An ice mile will be as long but much colder, and now it's only three degrees away. I wonder how big a number like three can be.
How cold is cold?
24 September 2012
So it begins. After a summer of delightful swimming, the countdown towards zero has begun. In around 15 weeks (mid January) I expect to commence a one mile swim in waters of less than 5 degrees C (41 degrees F). Classified as an ICE MILE SWIM. No fins, no wetsuit, no grease. Just a silicon cap, goggles and Speedos.
I am grateful to ICE WATCHES who have sponsored the full costs of this swim. Their generous support enables me now to seek further contributions. 100% of which will be donated to CoppaFeel.
So, how cold is cold? Let me tell you this, last week I was on holiday swimming in the lakes of the Dordoigne. The waters were 20 degrees and I came out sweating. Back home in my unheated pool, the temperature had fallen to 15 degrees. These five degrees made all the difference between a cozy swim to one requiring competitive effort to maintain warmth after a couple of hours. Today after a few days of grey skies, the water temperature had fallen another five degrees. You may think five degrees is nothing, a little like five inches or five miles.
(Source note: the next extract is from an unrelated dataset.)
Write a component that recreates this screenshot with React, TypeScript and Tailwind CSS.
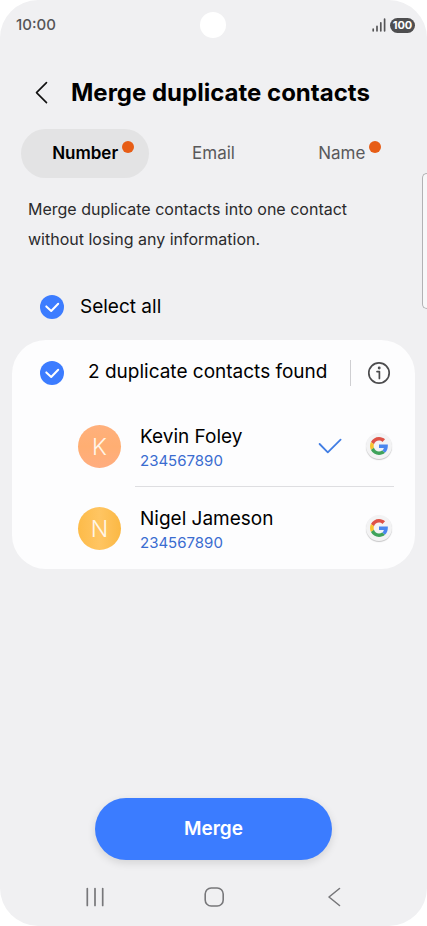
import { useState } from "react";

type Contact = { name: string; phone: string; initial: string; tone: string };

const contacts: Contact[] = [
  { name: "Kevin Foley", phone: "234567890", initial: "K", tone: "bg-linear-to-b from-[#ffb07c] via-[#ffae72] to-[#ffad80]" },
  { name: "Nigel Jameson", phone: "234567890", initial: "N", tone: "bg-linear-to-r from-[#fdbb48] via-[#ffc562] to-[#fbb843]" },
];

const tabs = [
  { label: "Number", alert: true },
  { label: "Email", alert: false },
  { label: "Name", alert: true },
];

function RoundCheckbox({ id, checked, onChange }: { id: string; checked: boolean; onChange: () => void }) {
  return (
    <span className="grid size-6 shrink-0">
      <input
        id={id}
        type="checkbox"
        checked={checked}
        onChange={onChange}
        className="peer col-start-1 row-start-1 size-6 appearance-none rounded-full border-2 border-gray-400 checked:border-0 checked:bg-[#3c7cff]"
      />
      <svg
        viewBox="0 0 24 24"
        className="pointer-events-none col-start-1 row-start-1 size-6 opacity-0 peer-checked:opacity-100"
        fill="none"
        stroke="#fff"
        strokeWidth="2"
        strokeLinecap="round"
        strokeLinejoin="round"
      >
        <path d="M6.3 11.4 L11.2 16 L18.2 8.7" />
      </svg>
    </span>
  );
}

function GoogleBadge() {
  return (
    <span className="flex size-[26px] shrink-0 items-center justify-center rounded-full bg-[#f3f3f4] shadow-[0_1px_1px_rgba(0,0,0,0.22)]">
      <svg viewBox="0 0 48 48" className="size-[18px]" role="img" aria-label="Google account">
        <path fill="#de5246" d="M24 9.5c3.54 0 6.71 1.22 9.21 3.6l6.85-6.85C35.9 2.38 30.47 0 24 0 14.62 0 6.51 5.38 2.56 13.22l7.98 6.19C12.43 13.72 17.74 9.5 24 9.5z" />
        <path fill="#4a86ee" d="M47.5 20H24v9.02h12.94c-.58 2.96-2.26 5.48-4.78 7.18l7.73 6C44.4 38.02 47.5 31.84 47.5 24z" />
        <path fill="#f8c42f" d="M10.53 28.59c-.48-1.45-.76-2.99-.76-4.59s.27-3.14.76-4.59l-7.98-6.19C.92 16.46 0 20.12 0 24s.92 7.54 2.56 10.78z" />
        <path fill="#3fa35b" d="M24 48c6.48 0 11.93-2.13 15.89-5.81l-7.73-6c-2.15 1.45-4.92 2.3-8.16 2.3-6.26 0-11.57-4.22-13.47-9.91l-7.98 6.19C6.51 42.62 14.62 48 24 48z" />
      </svg>
    </span>
  );
}

function StatusBar() {
  return (
    <div className="grid h-12 grid-cols-3 items-center px-3 pt-0.5 text-[#555557]">
      <span className="pl-1 text-[15px] font-medium">10:00</span>
      <span className="size-[26px] justify-self-center rounded-full bg-white" />
      <span className="flex items-center gap-1 justify-self-end">
        <svg viewBox="0 0 14 14" className="size-3.5" stroke="currentColor" strokeWidth="1.7" strokeLinecap="round" aria-label="Signal" role="img">
          <path d="M1.2 11.2v1.6M5 8.4V12.8M8.8 4.8V12.8M12.6 1.2V12.8" />
        </svg>
        <span className="flex h-[15px] w-[25px] items-center justify-center rounded-full bg-[#4e4e50] text-[11px] font-bold text-white">
          100
        </span>
      </span>
    </div>
  );
}

export default function App() {
  const [active, setActive] = useState("Number");
  const [selected, setSelected] = useState(true);
  const toggle = () => setSelected((value) => !value);

  return (
    <div className="min-h-screen bg-white font-['Inter','Noto_Sans',sans-serif]">
      <div className="relative flex min-h-screen flex-col overflow-hidden rounded-[38px] bg-[#f0f0f2] text-black">
        <StatusBar />

        <header className="flex h-[81px] items-center gap-[19px] px-8 pt-2">
          <button type="button" aria-label="Back">
            <svg viewBox="0 0 20 24" className="h-6 w-5" fill="none" stroke="#111" strokeWidth="1.6" strokeLinecap="round" strokeLinejoin="round">
              <path d="M14.5 1.6 L4.5 11.6 L14.5 21.6" />
            </svg>
          </button>
          <h1 className="text-2xl font-bold">Merge duplicate contacts</h1>
        </header>

        <div role="tablist" className="grid grid-cols-3 px-[21px]">
          {tabs.map(({ label, alert }) => (
            <button
              key={label}
              type="button"
              role="tab"
              aria-selected={active === label}
              onClick={() => setActive(label)}
              className={`flex h-[49px] items-center justify-center rounded-full text-[17px] ${
                active === label ? "bg-[#e3e3e4] font-semibold text-black" : "text-[#59595b]"
              }`}
            >
              <span className="relative">
                {label}
                {alert && <span className="absolute top-0 left-full ml-1 size-3 rounded-full bg-[#e75d16]" />}
              </span>
            </button>
          ))}
        </div>

        <p className="px-7 pt-4 text-base leading-[30px] text-[#2a2a2c]">
          Merge duplicate contacts into one contact
          <br />
          without losing any information.
        </p>

        <div className="flex h-[86px] items-center gap-4 px-10 pt-5">
          <RoundCheckbox id="all" checked={selected} onChange={toggle} />
          <label htmlFor="all" className="text-[19px]">Select all</label>
        </div>

        <main className="mx-3 rounded-[34px] bg-[#fdfdfe]">
          <div className="flex h-[65px] items-center pr-6 pl-7">
            <RoundCheckbox id="group" checked={selected} onChange={toggle} />
            <label htmlFor="group" className="flex-1 pl-6 text-[19px] whitespace-nowrap">2 duplicate contacts found</label>
            <button type="button" aria-label="Information" className="flex h-[26px] items-center border-l border-[#cfcfd2] pl-4">
              <svg viewBox="0 0 24 24" className="size-6" fill="none" stroke="#4c4c4e" strokeWidth="1.7" strokeLinecap="round" strokeLinejoin="round">
                <circle cx="12" cy="12" r="10.2" />
                <path d="M10 10.6H12.4V17.4" />
                <circle cx="12.2" cy="7" r="0.6" fill="#4c4c4e" />
              </svg>
            </button>
          </div>
          <ul>
            {contacts.map((contact, index) => (
              <li key={contact.name} className="flex h-[82px] items-center pr-[21px] pl-[66px]">
                <span className={`flex size-[43px] shrink-0 items-center justify-center rounded-full pt-0.5 text-[23px] font-light text-[#fff6e8] ${contact.tone}`}>
                  {contact.initial}
                </span>
                <div className={`ml-3.5 flex h-full flex-1 items-center pr-0.5 pl-[5px] ${index === 0 ? "border-b border-[#dedee1]" : ""}`}>
                  <div className="flex-1 pt-1.5">
                    <div className="text-[19px] leading-6">{contact.name}</div>
                    <div className="text-[15px] leading-6 text-[#3a6cd0]">{contact.phone}</div>
                  </div>
                  {index === 0 && (
                    <svg viewBox="0 0 24 16" className="mr-6 h-4 w-6" fill="none" stroke="#427ee4" strokeWidth="1.8" strokeLinecap="round" strokeLinejoin="round" aria-label="Primary contact" role="img">
                      <path d="M1.6 6 L9.8 14.4 L22.6 1.6" />
                    </svg>
                  )}
                  <GoogleBadge />
                </div>
              </li>
            ))}
          </ul>
        </main>

        <div className="mt-auto px-[95px] pt-10">
          <button type="button" className="h-[62px] w-full rounded-full bg-[#3b7cff] text-[19px] font-semibold text-white shadow-[0_3px_8px_rgba(0,0,0,0.12)]">
            Merge
          </button>
        </div>

        <nav className="flex h-[66px] items-center justify-between px-[83px] pt-2 text-[#77777a]">
          <button type="button" aria-label="Recent apps">
            <svg viewBox="0 0 24 24" className="size-6" fill="none" stroke="currentColor" strokeWidth="1.7" strokeLinecap="round">
              <path d="M4.3 3.5V20.5M12 3.5V20.5M19.7 3.5V20.5" />
            </svg>
          </button>
          <button type="button" aria-label="Home">
            <svg viewBox="0 0 24 24" className="size-6" fill="none" stroke="currentColor" strokeWidth="1.6">
              <rect x="3.2" y="3" width="18" height="18" rx="6" />
            </svg>
          </button>
          <button type="button" aria-label="Go back">
            <svg viewBox="0 0 24 24" className="size-6" fill="none" stroke="currentColor" strokeWidth="1.6" strokeLinecap="round" strokeLinejoin="round">
              <path d="M19.5 3.5 L9 12 L19.5 20.5" />
            </svg>
          </button>
        </nav>

        <div className="absolute top-[173px] right-0 h-[136px] w-[5px] rounded-l-md border border-r-0 border-[#b2b2b4] bg-[#f8f8f9]" />
      </div>
    </div>
  );
}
The number is so small.
It was the first time this year when jumping in made me gasp. But I know I will acclimatise. I remind myself this is training not play.
Then the sun came out from behind a cloud. The journey had begun. A sixty minute swim to set a benchmark and a determination that I will maintain this daily one hour swim until eight degrees. Thereafter, for every degree lower, I will reduce the immersion time by ten minutes.
These training swims will not be sprints. Indeed, working too hard would force cold blood back into the arms and legs . There the blood will be chilled further. Cold water causes the extremities, arms and legs to shut down. The blood is concentrated to the core. Cold water swimming requires concentrating on breathing (not gasping or hyperventilating). Cold water swimming also requires concentrating on form and listening to the body. Even enjoying the swim. Getting past the first 10 minutes of pain as an icy fire burns every inch and destroys all resolve . 'Enjoying' the next 10 minutes as the body becomes comfortably numb. Then suffering the last 10 minutes as the cold commences to rob you of life. But you still have a quarter mile still to swim.
And getting out of the water. You think it's all over. The next hour will decide. As the effort of swimming ceases, the blood will gradually commence it's warm up. The capillaries open, the blood rushes back through the arms, legs, fingers. But these places are still frozen. The blood chills further as it returns back to the core., to commence another round trip of the body, but a little colder this time around. The inner core temperature may drop 2 more degrees. The 'After drop'.........it's dangerous. An Ice Mile is not about the swimming. It is all about getting warm afterwards.